The five-year average of second quarters is also down significantly, despite California’s generous film incentives program. Total on-location filming is down 7%; feature films are down 14.1%; all television is down 16.5%; TV reality fell 34.4%; commercials are down 5.4%; TV dramas are down 4.2%; TV pilots are down 6.2%, and web-based TV is down 10.3%. The only categories bucking this downward trend are TV comedies, which were up 7.3%, and those projects classified as “Other,” which includes student projects, still photography, music videos and industrial videos. They were up 4.9%.

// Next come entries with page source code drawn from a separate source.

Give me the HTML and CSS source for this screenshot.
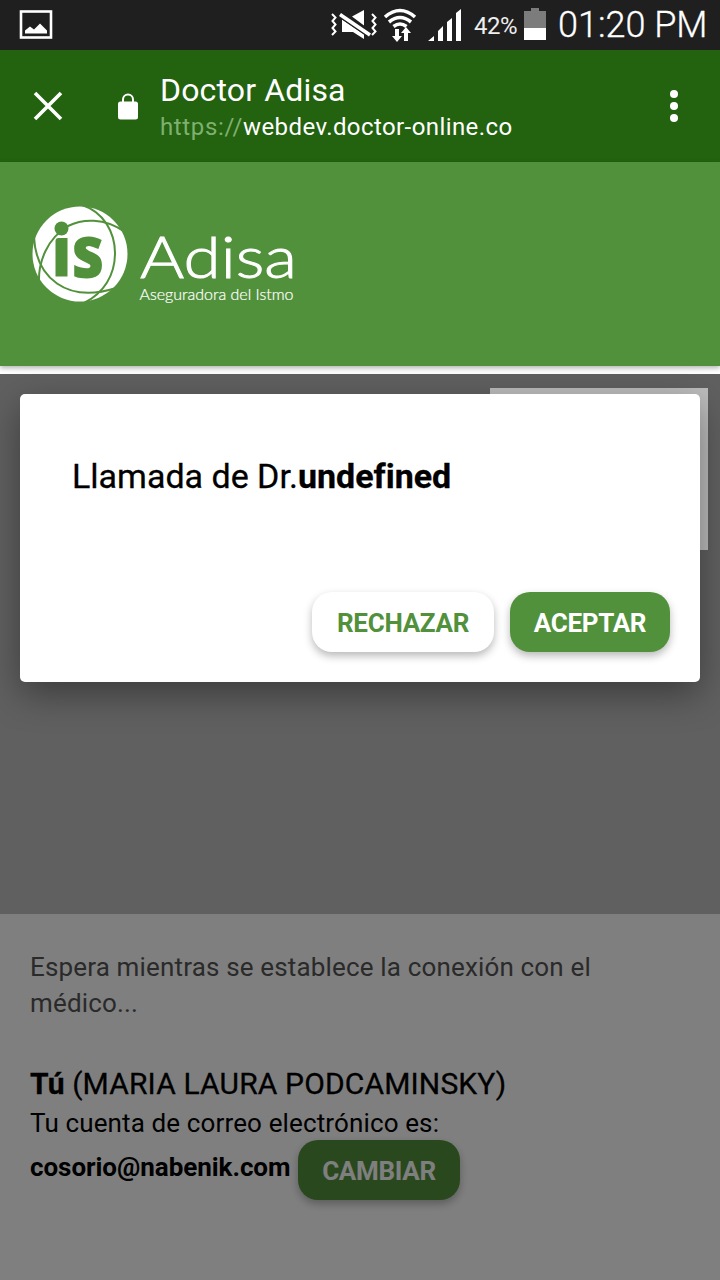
FILE: index.html
```
<!DOCTYPE html>
<html lang="es">
<head>
    <meta charset="UTF-8">
    <title>Doctor Adisa</title>
    <link rel="stylesheet" href="styles.css">
</head>
<body>
    <div class="status-bar">
        <svg class="picture-icon" width="34" height="30" viewBox="0 0 34 30">
            <rect x="2" y="1.500" width="30" height="26" fill="none" stroke="#fff" stroke-width="2.600"/>
            <path d="M6 23.500v-3l5-4 4 3 6-6 7 7v3z" fill="#fff"/>
        </svg>
        <svg class="status-icons" width="142" height="50" viewBox="0 0 142 50">
            <g fill="none" stroke="#fff" stroke-width="2">
                <path d="M12 14l3.500 3.500-3 3.500 3 3.500-3 3.500 3 3.500-3.500 3.500"/>
                <path d="M52 14l3.500 3.500-3 3.500 3 3.500-3 3.500 3 3.500-3.500 3.500"/>
            </g>
            <path d="M32 16.500L44 10v15.500zM22 19.500L44 34.500V39l-11-7H22z" fill="#fff"/>
            <path d="M20 14.500l30 20.500" stroke="#1f1f1f" stroke-width="6"/>
            <path d="M20 14.500l30 20.500" stroke="#fff" stroke-width="3.600"/>
            <g fill="none" stroke="#fff" stroke-width="3.6">
                <path d="M65 17q15-13 30 0"/>
                <path d="M69 22q11-9 22 0"/>
                <path d="M73.500 26.500q6.500-5 13 0"/>
            </g>
            <path d="M75 29h4v7h3l-5 6-5-6h3zM86 27l5 6h-3v8h-4v-8h-3z" fill="#fff"/>
            <path d="M108 41l6-5v5zM118 31l5-5v15h-5zM127 22l5-4v23h-5zM136 13l5-4v32h-5z" fill="#fff"/>
        </svg>
        <span class="battery-text">42%</span>
        <svg class="battery-icon" width="22" height="32" viewBox="0 0 22 32">
            <path d="M7 0h8v3h7v17H0V3h7z" fill="#7c7c7c"/>
            <rect y="20" width="22" height="12" fill="#fff"/>
        </svg>
        <span class="clock">01:20 PM</span>
    </div>

    <div class="toolbar">
        <svg class="close-icon" width="30" height="30" viewBox="0 0 30 30">
            <path d="M2 2l26 26M28 2L2 28" stroke="#fff" stroke-width="3.6"/>
        </svg>
        <svg class="lock-icon" width="20" height="27" viewBox="0 0 20 27">
            <path d="M5 10V6.500a5 5 0 0 1 10 0V10" fill="none" stroke="#fff" stroke-width="2"/>
            <rect y="8.500" width="20" height="18" rx="2.500" fill="#fff"/>
        </svg>
        <div class="page-info">
            <div class="page-title">Doctor Adisa</div>
            <div class="page-url"><span class="scheme">https://</span>webdev.doctor-online.co</div>
        </div>
        <svg class="menu-icon" width="8" height="34" viewBox="0 0 8 34">
            <circle cx="4" cy="5" r="4" fill="#fff"/>
            <circle cx="4" cy="17" r="4" fill="#fff"/>
            <circle cx="4" cy="29" r="4" fill="#fff"/>
        </svg>
    </div>

    <div class="brand">
        <svg class="logo" width="270" height="100" viewBox="0 0 270 100">
            <circle cx="48" cy="49" r="47.500" fill="#fff"/>
            <g fill="none" stroke="#52913b" stroke-width="2">
                <path d="M50 0C72 7 83 28 83 48C83 70 72 88 52 98"/>
                <path d="M93 27C72 12 50 14 36 21C16 33 6 56 7 78"/>
                <path d="M2 32C4 72 34 99 84 83"/>
            </g>
            <circle cx="29.500" cy="23.500" r="7" fill="#52913b"/>
            <path d="M23.500 36q0-3 3-3h9v38.500h-12z" fill="#52913b"/>
            <text class="logo-mark" x="39.500" y="72.500" textLength="33" lengthAdjust="spacingAndGlyphs">s</text>
            <text class="logo-name" x="108" y="73" textLength="157" lengthAdjust="spacingAndGlyphs">Adisa</text>
            <text class="logo-tagline" x="107.500" y="95" textLength="154" lengthAdjust="spacingAndGlyphs">Aseguradora del Istmo</text>
        </svg>
    </div>

    <div class="call">
        <div class="video"></div>
        <div class="info">
            <p class="waiting">Espera mientras se establece la conexión con el médico...</p>
            <div class="user"><b>Tú</b> (MARIA LAURA PODCAMINSKY)</div>
            <div class="account">Tu cuenta de correo electrónico es:</div>
            <div class="email-row">
                <span class="email">cosorio@nabenik.com</span>
                <button class="btn btn-primary btn-change">CAMBIAR</button>
            </div>
        </div>

        <div class="backdrop"></div>
        <div class="preview"></div>
        <div class="modal">
            <div class="modal-title">Llamada de Dr.<b>undefined</b></div>
            <div class="modal-actions">
                <button class="btn btn-reject">RECHAZAR</button>
                <button class="btn btn-primary btn-accept">ACEPTAR</button>
            </div>
        </div>
    </div>
</body>
</html>
```
FILE: styles.css
```
body {
    margin: 0;
    height: 1280px;
    display: flex;
    flex-direction: column;
    overflow: hidden;
    background-color: #fff;
    font-family: Roboto, sans-serif;
    color: #000;
}

svg {
    display: block;
    flex-shrink: 0;
    overflow: visible;
}

/* Android status bar */
.status-bar {
    display: flex;
    align-items: center;
    height: 50px;
    box-sizing: border-box;
    padding-left: 19px;
    background-color: #1f1f1f;
    color: #fff;
    white-space: nowrap;
}

.status-icons {
    margin-left: 267px;
}

.battery-text {
    width: 43px;
    margin-left: 12px;
    padding-top: 2px;
    font-size: 24px;
    letter-spacing: -0.5px;
    color: #eee;
}

.battery-icon {
    margin-left: 7px;
    margin-top: -2px;
}

.clock {
    margin-left: 12px;
    font-size: 36px;
    font-weight: 300;
    -webkit-text-stroke: 0.3px #fff;
}

/* Browser toolbar */
.toolbar {
    display: flex;
    align-items: center;
    height: 112px;
    padding: 0 42px 0 33px;
    background-color: #23620f;
    color: #fff;
}

.lock-icon {
    margin-left: 55px;
}

.page-info {
    flex: 1;
    margin-left: 22px;
    padding-top: 5px;
    white-space: nowrap;
}

.page-title {
    font-size: 32px;
    line-height: 37px;
    letter-spacing: 0.15px;
}

.page-url {
    font-size: 24px;
    line-height: 36px;
    letter-spacing: 0.41px;
}

.scheme {
    color: #7fb070;
    letter-spacing: 0.65px;
}

/* Green header with the logo */
.brand {
    height: 204px;
    box-sizing: border-box;
    padding: 43px 0 0 32px;
    background-color: #52913b;
    box-shadow: 0 2px 5px rgba(0, 0, 0, 0.3);
}

.logo-mark {
    font-family: "Open Sans", sans-serif;
    font-size: 74px;
    font-weight: 800;
    fill: #52913b;
}

.logo-name {
    font-family: Lato, sans-serif;
    font-size: 57px;
    font-weight: 300;
    fill: #fff;
    stroke: #fff;
    stroke-width: 0.9px;
}

.logo-tagline {
    font-family: Lato, sans-serif;
    font-size: 15px;
    font-weight: 300;
    fill: #fff;
    stroke: #fff;
    stroke-width: 0.2px;
}

/* Call screen */
.call {
    position: relative;
    flex: 1;
    margin-top: 8px;
    background-color: #fff;
}

.video {
    height: 540px;
    background-color: #c0c0c0;
}

.info {
    padding: 35px 30px 0;
    font-size: 26px;
}

.waiting {
    margin: 0 0 43px;
    line-height: 36px;
    letter-spacing: 0.16px;
    color: #555;
}

.user {
    font-size: 30px;
    line-height: 40px;
    letter-spacing: 0.15px;
    -webkit-text-stroke: 0.3px #000;
}

.account {
    padding-top: 2px;
    margin-bottom: -1px;
    line-height: 35px;
    letter-spacing: 0.13px;
}

.email-row {
    display: flex;
    line-height: 54px;
}

.email {
    width: 268px;
    font-weight: 700;
    letter-spacing: -0.05px;
    white-space: nowrap;
}

.backdrop {
    position: absolute;
    inset: 0;
    background-color: rgba(0, 0, 0, 0.5);
}

.preview {
    position: absolute;
    top: 14px;
    right: 12px;
    width: 218px;
    height: 162px;
    background-color: #bcbcbc;
}

.modal {
    position: absolute;
    top: 20px;
    left: 20px;
    right: 20px;
    height: 288px;
    box-sizing: border-box;
    padding: 62px 30px 30px 52px;
    display: flex;
    flex-direction: column;
    justify-content: space-between;
    background-color: #fff;
    border-radius: 5px;
    box-shadow: 0 12px 36px rgba(0, 0, 0, 0.38);
}

.modal-title {
    font-size: 34px;
    line-height: 40px;
    font-variant-ligatures: none;
    -webkit-text-stroke: 0.3px #000;
}

.modal-actions {
    display: flex;
    justify-content: flex-end;
    gap: 16px;
}

.btn {
    height: 60px;
    padding: 2px 0 0;
    border: none;
    border-radius: 20px;
    font-family: inherit;
    font-size: 26px;
    font-weight: 700;
    letter-spacing: -0.3px;
    cursor: pointer;
    box-shadow: 0 4px 8px rgba(0, 0, 0, 0.28);
}

.btn-primary {
    background-color: #52913b;
    color: #fff;
}

.btn-reject {
    width: 182px;
    background-color: #fff;
    color: #52913b;
}

.btn-accept {
    width: 160px;
}

.btn-change {
    width: 162px;
}
```
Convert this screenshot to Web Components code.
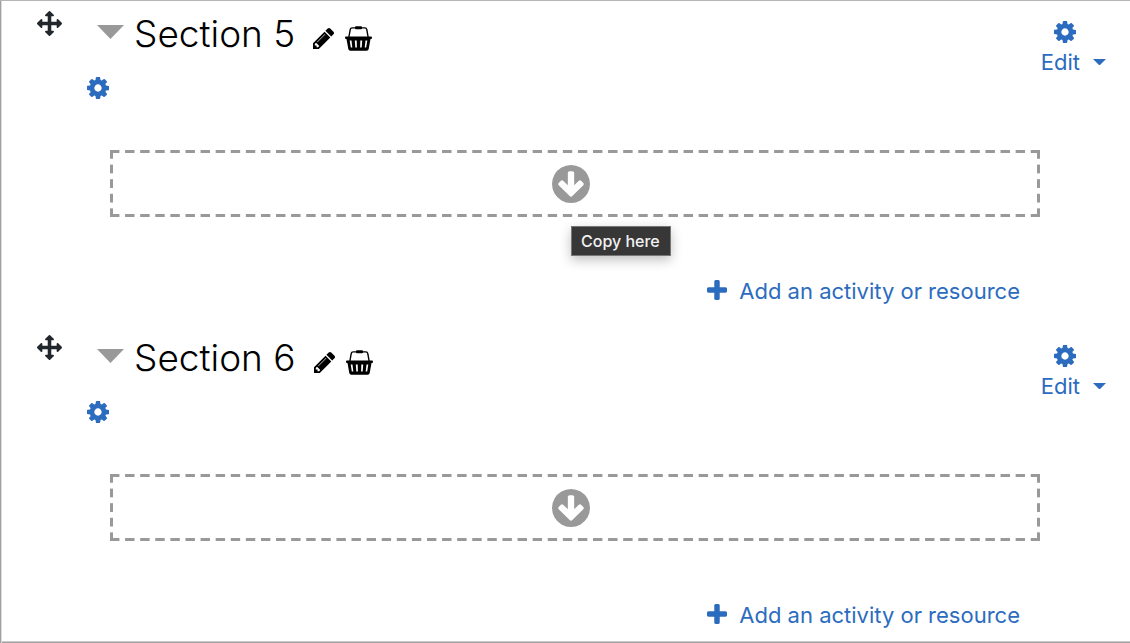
<!DOCTYPE html>
<html lang="en">
<head>
<meta charset="utf-8">
<title>Course sections</title>
<style>
body { margin: 0; background: #fff; color: #000; font-family: Inter, sans-serif; }
</style>
</head>
<body>
<course-page>
  <course-section name="Section 5"><copy-tip slot="tip">Copy here</copy-tip></course-section>
  <course-section name="Section 6"></course-section>
</course-page>
<script>
const ICONS = {
  gear: ['128 128 1536 1536', '<path d="M1152 896q0-106-75-181t-181-75-181 75-75 181 75 181 181 75 181-75 75-181zm512-109v222q0 12-8 23t-20 13l-185 28q-19 54-39 91 35 50 107 138 10 12 10 25t-9 23q-27 37-99 108t-94 71q-12 0-26-9l-138-108q-44 23-91 38-16 136-29 186-7 28-36 28h-222q-14 0-24.5-8.5t-11.5-21.5l-28-184q-49-16-90-37l-141 107q-10 9-25 9-14 0-25-11-126-114-165-168-7-10-7-23 0-12 8-23 15-21 51-66.5t54-70.5q-27-50-41-99l-183-27q-13-2-21-12.5t-8-23.5v-222q0-12 8-23t19-13l186-28q14-46 39-92-40-57-107-138-10-12-10-24 0-10 9-23 26-36 98.5-107.5t94.5-71.5q13 0 26 10l138 107q44-23 91-38 16-136 29-186 7-28 36-28h222q14 0 24.5 8.5t11.5 21.5l28 184q49 16 90 37l142-107q9-9 24-9 13 0 25 10 129 119 165 170 7 8 7 22 0 12-8 23-15 21-51 66.5t-54 70.5q26 50 41 98l183 28q13 2 21 12.5t8 23.5z"/>'],
  plus: ['192 128 1408 1408', '<path d="M1600 736v192q0 40-28 68t-68 28h-416v416q0 40-28 68t-68 28h-192q-40 0-68-28t-28-68v-416h-416q-40 0-68-28t-28-68v-192q0-40 28-68t68-28h416v-416q0-40 28-68t68-28h192q40 0 68 28t28 68v416h416q40 0 68 28t28 68z"/>'],
  pencil: ['128 149 1515 1515', '<path d="M491 1536l91-91-235-235-91 91v107h128v128h107zm523-928q0-22-22-22-10 0-17 7l-542 542q-7 7-7 17 0 22 22 22 10 0 17-7l542-542q7-7 7-17zm-54-192l416 416-832 832h-416v-416zm683 96q0 53-37 90l-166 166-416-416 166-165q36-38 90-38 53 0 91 38l235 234q37 39 37 91z"/>'],
  move: ['0 0 1792 1792', '<path d="M1792 896q0 26-19 45l-256 256q-19 19-45 19t-45-19-19-45v-128h-384v384h128q26 0 45 19t19 45-19 45l-256 256q-19 19-45 19t-45-19l-256-256q-19-19-19-45t19-45 45-19h128v-384h-384v128q0 26-19 45t-45 19-45-19l-256-256q-19-19-19-45t19-45l256-256q19-19 45-19t45 19 19 45v128h384v-384h-128q-26 0-45-19t-19-45 19-45l256-256q19-19 45-19t45 19l256 256q19 19 19 45t-19 45-45 19h-128v384h384v-128q0-26 19-45t45-19 45 19l256 256q19 19 19 45z"/>'],
  drop: ['128 128 1536 1536', '<path d="M1412 897q0-27-18-45l-91-91q-18-18-45-18t-45 18l-189 189v-502q0-26-19-45t-45-19h-128q-26 0-45 19t-19 45v502l-189-189q-19-19-45-19t-45 19l-91 91q-18 18-18 45t18 45l362 362 91 91q18 18 45 18t45-18l91-91 362-362q18-18 18-45zm252-1q0 209-103 385.5t-279.5 279.5-385.5 103-385.5-103-279.5-279.5-103-385.5 103-385.5 279.5-279.5 385.5-103 385.5 103 279.5 279.5 103 385.5z"/>'],
  basket: ['0 0 27 25', '<path d="M3.900 11L5.200 3.600Q5.500 1.900 7.200 1.900H19.800Q21.500 1.900 21.800 3.600L23.100 11" fill="none" stroke="currentColor" stroke-width="1.400"/><rect x="10" y="0.300" width="7" height="3" rx="1"/><path fill-rule="evenodd" d="M1 10.500H26Q27 10.500 27 11.700T26 13H25.500L23.700 23Q23.400 24.700 21.700 24.700H5.300Q3.600 24.700 3.300 23L1.500 13H1Q0 13 0 11.700T1 10.500ZM4.700 14.500L5.800 21.500H7.300L6.500 14.500ZM9.800 14.500L10.300 21.500H11.900L11.700 14.500ZM15.300 14.500L15.100 21.500H16.700L17.200 14.500ZM20.500 14.500L19.700 21.500H21.200L22.300 14.500Z"/>'],
  fold: ['0 0 27 14', '<path d="M0 0H27L13.500 14Z"/>'],
  caret: ['0 0 12 6', '<path d="M0 0H12L6 6Z"/>']
};

class UiIcon extends HTMLElement {
  connectedCallback() {
    const [box, art] = ICONS[this.getAttribute('name')];
    this.attachShadow({ mode: 'open' }).innerHTML = `
      <style>
        :host { display: block; flex: none; width: 22px; }
        svg { display: block; width: 100%; fill: currentColor; }
      </style>
      <svg viewBox="${box}" aria-hidden="true">${art}</svg>`;
  }
}

class CopyTip extends HTMLElement {
  constructor() {
    super();
    this.attachShadow({ mode: 'open' }).innerHTML = `
      <style>
        :host {
          display: block; box-sizing: border-box; padding: 4px 10px 4px 9px; white-space: nowrap;
          border: 1px solid #777; background: #373737; color: #f2f2f2;
          font-size: 16px; font-weight: 500; line-height: 20px; box-shadow: 0 4px 12px rgba(0,0,0,.25);
        }
      </style>
      <slot></slot>`;
  }
}

class DropZone extends HTMLElement {
  constructor() {
    super();
    this.attachShadow({ mode: 'open' }).innerHTML = `
      <style>
        :host { display: block; position: relative; }
        button {
          display: flex; align-items: center; justify-content: center;
          width: 100%; height: 67px; border: 0; padding: 0 8px 0 0; color: #999; cursor: pointer;
          --across: linear-gradient(90deg, #999 9px, transparent 9px);
          --down: linear-gradient(#999 9px, transparent 9px);
          --w: calc((100% + 6px) / 62);
          --h: calc((100% + 6px) / 5);
          background:
            var(--across) 0 0 / var(--w) 3px repeat-x,
            var(--across) 0 100% / var(--w) 3px repeat-x,
            var(--down) 0 0 / 3px var(--h) repeat-y,
            var(--down) 100% 0 / 3px var(--h) repeat-y;
        }
        ui-icon { width: 38px; }
        ::slotted(*) { position: absolute; left: calc(50% - 4px); top: 76px; }
      </style>
      <button type="button" aria-label="Copy to this section"><ui-icon name="drop"></ui-icon></button>
      <slot></slot>`;
  }
}

class CourseSection extends HTMLElement {
  connectedCallback() {
    this.attachShadow({ mode: 'open' }).innerHTML = `
      <style>
        :host { display: block; }
        button, a { border: 0; padding: 0; background: none; font: inherit; color: #2c6cbf; text-decoration: none; cursor: pointer; }
        header { display: flex; align-items: flex-start; padding: 9px 24px 0 37px; }
        .move { color: #22272d; margin: 1px 35px 0 0; }
        .move ui-icon { width: 25px; }
        .fold { color: #999; margin: 15px 10px 0 0; }
        .fold ui-icon { width: 27px; }
        h3 { margin: 0; font-size: 37px; line-height: 48px; font-weight: 300; }
        .act { color: #000; margin: 18px 0 0 18px; }
        .act ui-icon { width: 21px; }
        .act.basket { margin: 16px 0 0 11px; }
        .act.basket ui-icon { width: 27px; }
        .edit { margin-left: auto; display: grid; justify-items: start; font-size: 22px; line-height: 28px; padding-top: 11px; }
        .edit > ui-icon { margin-left: 13px; }
        .edit span { display: flex; align-items: center; gap: 13px; padding-top: 5px; }
        .edit span ui-icon { width: 13px; }
        .gear { display: block; margin: 1px 0 0 87px; }
        drop-zone { margin: 51px 90px 0 110px; }
        .add { display: flex; align-items: center; width: max-content; margin: 60px 110px 0 auto; gap: 12px; font-size: 22px; line-height: 28px; }
        .add ui-icon { width: 20px; padding-bottom: 2px; }
      </style>
      <header>
        <button class="move" type="button" aria-label="Move section"><ui-icon name="move"></ui-icon></button>
        <button class="fold" type="button" aria-label="Collapse"><ui-icon name="fold"></ui-icon></button>
        <h3></h3>
        <button class="act" type="button" aria-label="Rename"><ui-icon name="pencil"></ui-icon></button>
        <button class="act basket" type="button" aria-label="Add to basket"><ui-icon name="basket"></ui-icon></button>
        <button class="edit" type="button"><ui-icon name="gear"></ui-icon><span>Edit<ui-icon name="caret"></ui-icon></span></button>
      </header>
      <button class="gear" type="button" aria-label="Section settings"><ui-icon name="gear"></ui-icon></button>
      <drop-zone><slot name="tip"></slot></drop-zone>
      <a class="add" href="#"><ui-icon name="plus"></ui-icon>Add an activity or resource</a>`;
    this.shadowRoot.querySelector('h3').textContent = this.getAttribute('name');
  }
}

class CoursePage extends HTMLElement {
  constructor() {
    super();
    this.attachShadow({ mode: 'open' }).innerHTML = `
      <style>
        :host {
          display: flex; flex-direction: column; gap: 20px;
          box-sizing: border-box; min-height: 100vh;
          border-top: 1px solid #b5b5b5;
          box-shadow: inset 1px 0 #a0a0a0, inset 2px 0 #ddd, inset 0 -1px #a0a0a0, inset 0 -2px #ccc;
        }
      </style>
      <slot></slot>`;
  }
}

customElements.define('ui-icon', UiIcon);
customElements.define('copy-tip', CopyTip);
customElements.define('drop-zone', DropZone);
customElements.define('course-section', CourseSection);
customElements.define('course-page', CoursePage);
</script>
</body>
</html>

Commercial production, which is not eligible for state tax incentives, “has been trending downward as producers pursue alternatives to Los Angeles for filming,” according to FilmLA. “A tightening market due to consumers’ turn towards streaming services and away from ad-supported entertainment products are also thought to play roles in the sector’s downturn.”
FilmLA bases its data on days of permitted production within its jurisdiction, with one “shoot day” defined as one crew’s permission to film at one or more defined locations during all or part of any given 24-hour period. The data does not include production that occurs on certified sound stages or on-location in jurisdictions not served by FilmLA.
Total shoot days in the second quarter came in at 8,632 – down from 8,978 in the second quarter last year. Feature film came in at 986 shoot days; television accounted for 2,918 shoot days; commercials 1,280, and “Other” 3,448. In the second quarter, “Other,” which receive no tax incentives, accounted for nearly 40% of all on-location shooting days.